Set out every line bearing the string "components".
--- start of Data supplied ---
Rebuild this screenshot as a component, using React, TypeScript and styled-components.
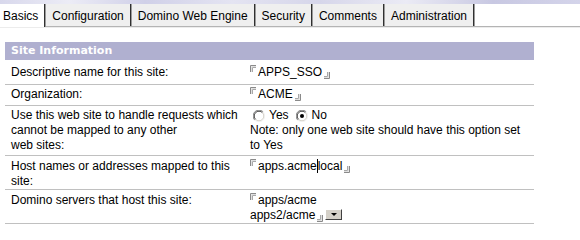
import styled, { createGlobalStyle } from 'styled-components';

const GlobalStyle = createGlobalStyle`
  body {
    margin: 0;
    background: #fff;
    font-family: "Liberation Sans", Arial, sans-serif;
    font-size: 12px;
    color: #000;
  }
`;

const TopStrip = styled.div`
  height: 4px;
  background: linear-gradient(
    90deg,
    #d8d8ec 0%,
    #ececf6 12%,
    #d0d0e8 25%,
    #e4e4f2 40%,
    #d6d6ea 55%,
    #ebebf5 70%,
    #c8c8e2 85%,
    #d4d4ea 100%
  );
`;

const TabBar = styled.div`
  display: flex;
  height: 22px;
  border-bottom: 1px solid #b4b4b4;
  box-shadow: 0 1px 0 #ececec;
`;

const Tab = styled.div<{ $active?: boolean; $first?: boolean }>`
  height: ${(p) => (p.$active ? '23px' : '22px')};
  line-height: 24px;
  padding: 0 6px 0 ${(p) => (p.$first ? '3px' : '6px')};
  margin-right: 1px;
  background: ${(p) => (p.$active ? '#fff' : '#efefef')};
  border-right: 1px solid #303030;
  box-shadow: 1px 0 0 #9a9a9a;
  white-space: nowrap;
  position: relative;
  z-index: ${(p) => (p.$active ? 1 : 0)};
`;

const Content = styled.div`
  width: 529px;
  margin: 15px 0 0 5px;
`;

const SectionHeader = styled.div`
  height: 18px;
  line-height: 18px;
  background: #b0b0d0;
  color: #fff;
  font-family: "DejaVu Sans", Verdana, sans-serif;
  font-weight: bold;
  font-size: 11px;
  padding-left: 6px;
`;

const Row = styled.div<{ $h: number; $top: number }>`
  display: grid;
  grid-template-columns: 244px 1fr;
  height: ${(p) => p.$h}px;
  padding-top: ${(p) => p.$top}px;
  box-sizing: border-box;
  border-bottom: 1px solid #c0c0c0;
  line-height: 15px;
`;

const Label = styled.div`
  padding-left: 6px;
`;

const Value = styled.div`
  padding: 0 6px 0 1px;
`;

const RadioGroup = styled.div`
  display: flex;
  align-items: center;
  height: 15px;
  gap: 4px;
  padding-left: 3px;
`;

const RadioLabel = styled.span`
  margin-right: 3px;
`;

const Caret = styled.span`
  display: inline-block;
  width: 1px;
  height: 14px;
  background: #000;
  vertical-align: -3px;
`;

const OpenMark = styled.svg`
  width: 6px;
  height: 7px;
  vertical-align: top;
  margin-right: 2px;
`;

const CloseMark = styled.svg`
  width: 6px;
  height: 7px;
  vertical-align: -3px;
  margin-left: 2px;
`;

const DropButton = styled.span`
  display: inline-block;
  width: 15px;
  height: 9px;
  margin-left: 2px;
  background: #d4d0c8;
  border-top: 1px solid #fff;
  border-left: 1px solid #fff;
  border-right: 1px solid #404040;
  border-bottom: 1px solid #404040;
  vertical-align: -1px;
  position: relative;
  &::after {
    content: '';
    position: absolute;
    left: 5px;
    top: 3px;
    border-left: 3px solid transparent;
    border-right: 3px solid transparent;
    border-top: 3px solid #000;
  }
`;

const Open = () => (
  <OpenMark viewBox="0 0 6 7">
    <path d="M0.5 7 V0.5 H6" stroke="#8a8a8a" fill="none" />
    <path d="M1.5 7 V1.5 H6" stroke="#e0e0e0" fill="none" />
    <path d="M2.5 7 V2.5 H6" stroke="#a8a8a8" fill="none" />
  </OpenMark>
);

const Close = () => (
  <CloseMark viewBox="0 0 6 7">
    <path d="M0 6.5 H5.5 V0" stroke="#8a8a8a" fill="none" />
    <path d="M0 5.5 H4.5 V0" stroke="#e0e0e0" fill="none" />
    <path d="M0 4.5 H3.5 V0" stroke="#a8a8a8" fill="none" />
  </CloseMark>
);

const Radio = ({ checked }: { checked?: boolean }) => (
  <svg width="12" height="12" viewBox="0 0 12 12">
    <circle cx="6" cy="6" r="5.5" fill="#fff" />
    <path d="M1.8 10.2 A5.5 5.5 0 0 1 10.2 1.8" stroke="#808080" fill="none" />
    <path d="M10.2 1.8 A5.5 5.5 0 0 1 1.8 10.2" stroke="#f4f4f4" fill="none" />
    <path d="M2.6 9.4 A4.5 4.5 0 0 1 9.4 2.6" stroke="#404040" fill="none" />
    <path d="M9.4 2.6 A4.5 4.5 0 0 1 2.6 9.4" stroke="#d4d0c8" fill="none" />
    {checked && <circle cx="6" cy="6" r="2" fill="#000" />}
  </svg>
);

const tabs = [
  'Basics',
  'Configuration',
  'Domino Web Engine',
  'Security',
  'Comments',
  'Administration',
];

export default function App() {
  return (
    <>
      <GlobalStyle />
      <TopStrip />
      <TabBar>
        {tabs.map((t, i) => (
          <Tab key={t} $active={i === 0} $first={i === 0}>
            {t}
          </Tab>
        ))}
      </TabBar>
      <Content>
        <SectionHeader>Site Information</SectionHeader>
        <Row $h={25} $top={5}>
          <Label>Descriptive name for this site:</Label>
          <Value>
            <Open />
            APPS_SSO
            <Close />
          </Value>
        </Row>
        <Row $h={21} $top={2}>
          <Label>Organization:</Label>
          <Value>
            <Open />
            ACME
            <Close />
          </Value>
        </Row>
        <Row $h={50} $top={2}>
          <Label>
            Use this web site to handle requests which cannot be mapped to any
            other
            <br />
            web sites:
          </Label>
          <Value>
            <RadioGroup>
              <Radio />
              <RadioLabel>Yes</RadioLabel>
              <Radio checked />
              <RadioLabel>No</RadioLabel>
            </RadioGroup>
            Note: only one web site should have this option set to Yes
          </Value>
        </Row>
        <Row $h={34} $top={3}>
          <Label>Host names or addresses mapped to this site:</Label>
          <Value>
            <Open />
            apps.acme
            <Caret />
            local
            <Close />
          </Value>
        </Row>
        <Row $h={34} $top={3}>
          <Label>Domino servers that host this site:</Label>
          <Value>
            <Open />
            apps/acme
            <br />
            apps2/acme
            <Close />
            <DropButton />
          </Value>
        </Row>
      </Content>
    </>
  );
}
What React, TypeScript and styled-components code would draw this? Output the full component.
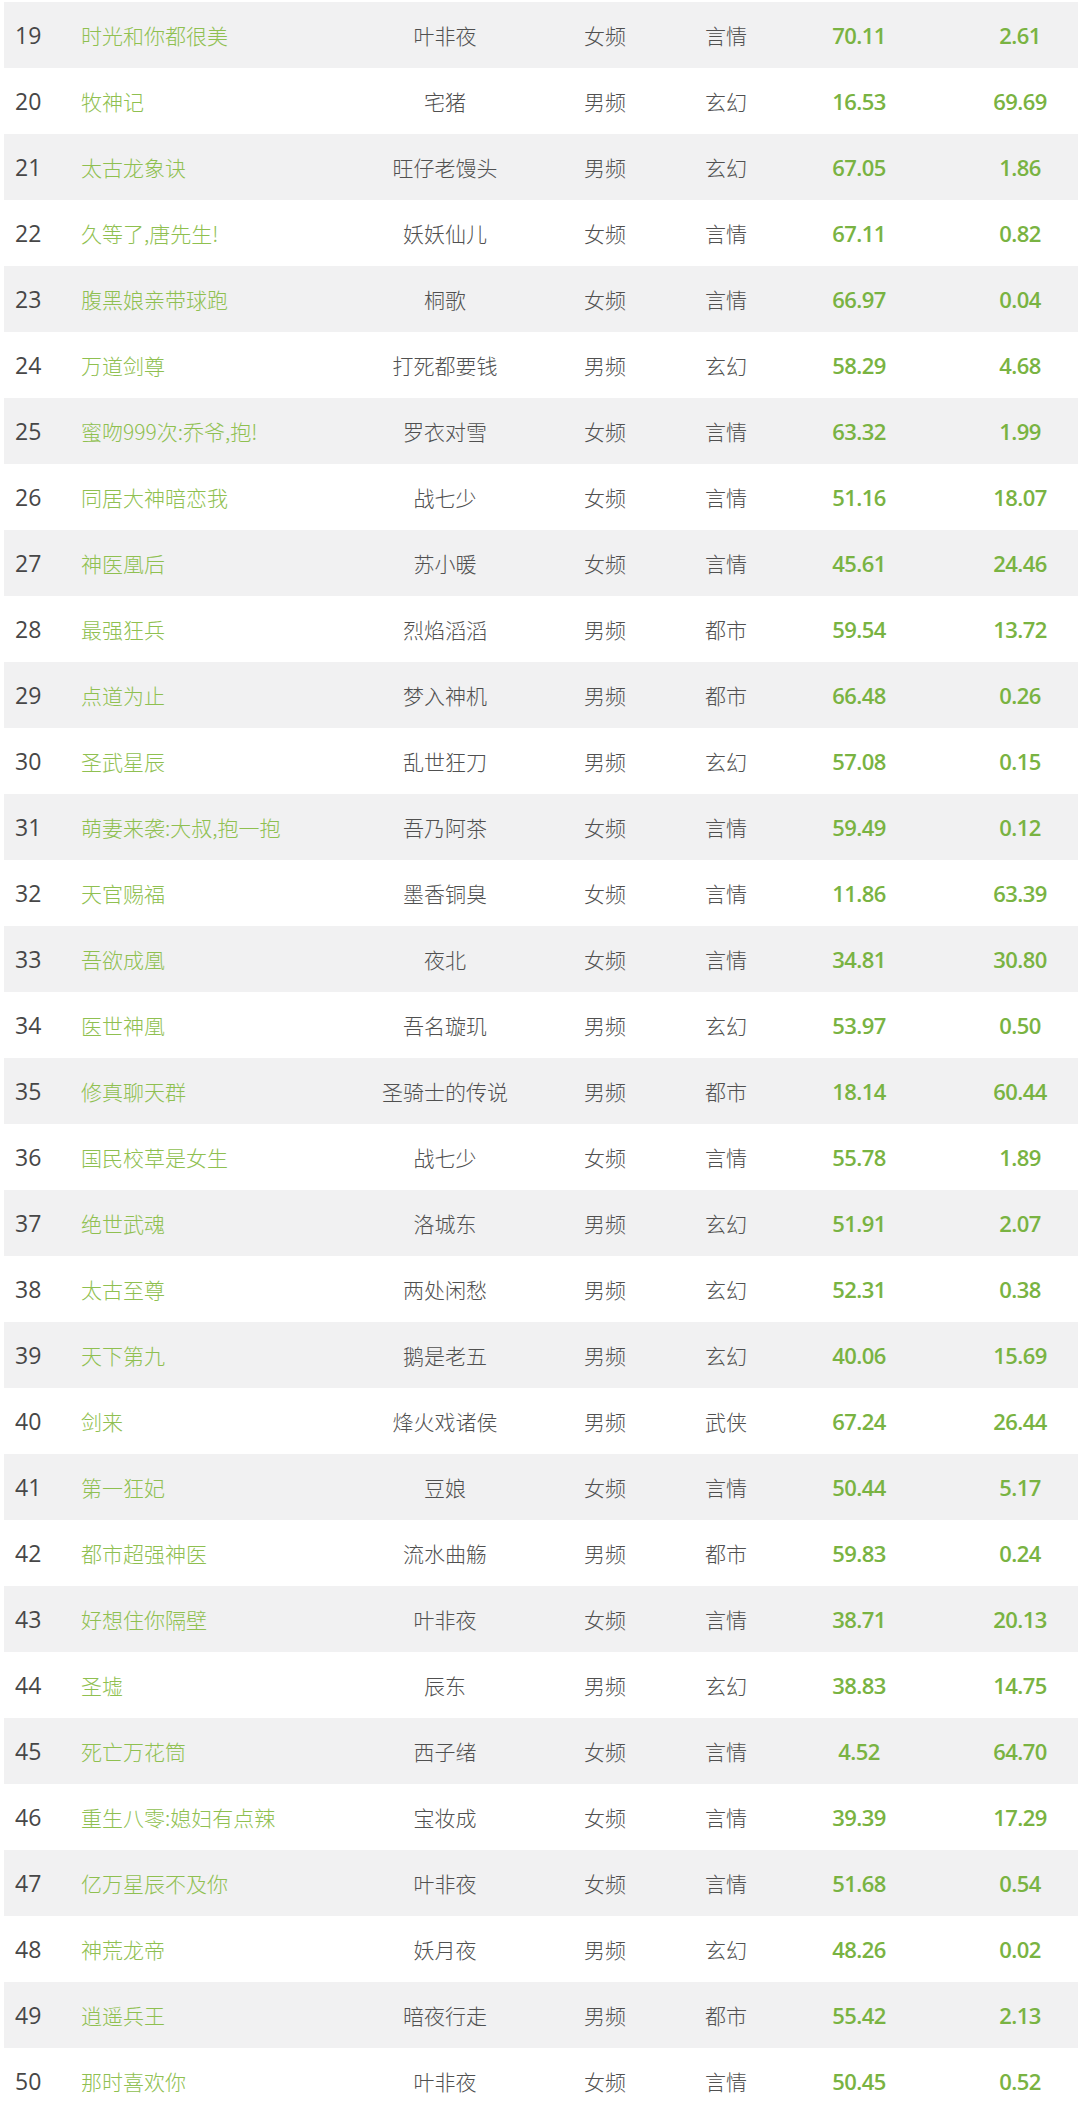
import React from 'react';
import styled, { createGlobalStyle } from 'styled-components';

type Book = [number, string, string, string, string, string, string];

const books: Book[] = [
    [19, '时光和你都很美', '叶非夜', '女频', '言情', '70.11', '2.61'],
    [20, '牧神记', '宅猪', '男频', '玄幻', '16.53', '69.69'],
    [21, '太古龙象诀', '旺仔老馒头', '男频', '玄幻', '67.05', '1.86'],
    [22, '久等了,唐先生!', '妖妖仙儿', '女频', '言情', '67.11', '0.82'],
    [23, '腹黑娘亲带球跑', '桐歌', '女频', '言情', '66.97', '0.04'],
    [24, '万道剑尊', '打死都要钱', '男频', '玄幻', '58.29', '4.68'],
    [25, '蜜吻999次:乔爷,抱!', '罗衣对雪', '女频', '言情', '63.32', '1.99'],
    [26, '同居大神暗恋我', '战七少', '女频', '言情', '51.16', '18.07'],
    [27, '神医凰后', '苏小暖', '女频', '言情', '45.61', '24.46'],
    [28, '最强狂兵', '烈焰滔滔', '男频', '都市', '59.54', '13.72'],
    [29, '点道为止', '梦入神机', '男频', '都市', '66.48', '0.26'],
    [30, '圣武星辰', '乱世狂刀', '男频', '玄幻', '57.08', '0.15'],
    [31, '萌妻来袭:大叔,抱一抱', '吾乃阿茶', '女频', '言情', '59.49', '0.12'],
    [32, '天官赐福', '墨香铜臭', '女频', '言情', '11.86', '63.39'],
    [33, '吾欲成凰', '夜北', '女频', '言情', '34.81', '30.80'],
    [34, '医世神凰', '吾名璇玑', '男频', '玄幻', '53.97', '0.50'],
    [35, '修真聊天群', '圣骑士的传说', '男频', '都市', '18.14', '60.44'],
    [36, '国民校草是女生', '战七少', '女频', '言情', '55.78', '1.89'],
    [37, '绝世武魂', '洛城东', '男频', '玄幻', '51.91', '2.07'],
    [38, '太古至尊', '两处闲愁', '男频', '玄幻', '52.31', '0.38'],
    [39, '天下第九', '鹅是老五', '男频', '玄幻', '40.06', '15.69'],
    [40, '剑来', '烽火戏诸侯', '男频', '武侠', '67.24', '26.44'],
    [41, '第一狂妃', '豆娘', '女频', '言情', '50.44', '5.17'],
    [42, '都市超强神医', '流水曲觞', '男频', '都市', '59.83', '0.24'],
    [43, '好想住你隔壁', '叶非夜', '女频', '言情', '38.71', '20.13'],
    [44, '圣墟', '辰东', '男频', '玄幻', '38.83', '14.75'],
    [45, '死亡万花筒', '西子绪', '女频', '言情', '4.52', '64.70'],
    [46, '重生八零:媳妇有点辣', '宝妆成', '女频', '言情', '39.39', '17.29'],
    [47, '亿万星辰不及你', '叶非夜', '女频', '言情', '51.68', '0.54'],
    [48, '神荒龙帝', '妖月夜', '男频', '玄幻', '48.26', '0.02'],
    [49, '逍遥兵王', '暗夜行走', '男频', '都市', '55.42', '2.13'],
    [50, '那时喜欢你', '叶非夜', '女频', '言情', '50.45', '0.52'],
];

const App: React.FC = () => {
    return (
        <Wrapper>
            <GlobalStyle />
            {books.map(([rank, title, author, channel, genre, a, b], i) => (
                <Row key={rank} $striped={i % 2 === 0}>
                    <Rank>{rank}</Rank>
                    <Title>{title}</Title>
                    <Plain>{author}</Plain>
                    <Plain>{channel}</Plain>
                    <Plain>{genre}</Plain>
                    <Num>{a}</Num>
                    <Num>{b}</Num>
                </Row>
            ))}
        </Wrapper>
    );
};

const GlobalStyle = createGlobalStyle`
  body {
    margin: 0;
    background: #fff;
  }
`;

const Wrapper = styled.div`
  width: 1080px;
  padding: 2px 2px 0 4px;
  box-sizing: border-box;
  font-family: "Noto Sans CJK SC", "Noto Sans", sans-serif;
`;

/* 每行：灰白相间 */
const Row = styled.div<{ $striped: boolean }>`
  display: grid;
  grid-template-columns: 77px 295px 138px 182px 60px 206px 116px;
  align-items: center;
  height: 66px;
  background: ${({ $striped }) => ($striped ? '#f1f1f2' : '#fff')};
`;

const Rank = styled.div`
  padding-left: 11px;
  font-family: "Open Sans", "Noto Sans", sans-serif;
  font-size: 23px;
  color: #474747;
`;

const Title = styled.div`
  font-size: 21px;
  font-weight: 300;
  color: #8fc050;
  white-space: nowrap;
`;

const Plain = styled.div`
  text-align: center;
  font-size: 21px;
  font-weight: 300;
  color: #505050;
  white-space: nowrap;
`;

const Num = styled.div`
  text-align: center;
  font-family: "Open Sans", "Noto Sans", sans-serif;
  font-weight: 600;
  font-size: 22px;
  letter-spacing: -0.6px;
  color: #79b342;
`;

export default App;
--- end of Data supplied ---
Exercise answer
Rebuild this screenshot as a component, using React, TypeScript and styled-components.
import styled, { createGlobalStyle } from 'styled-components';
What React, TypeScript and styled-components code would draw this? Output the full component.
import styled, { createGlobalStyle } from 'styled-components';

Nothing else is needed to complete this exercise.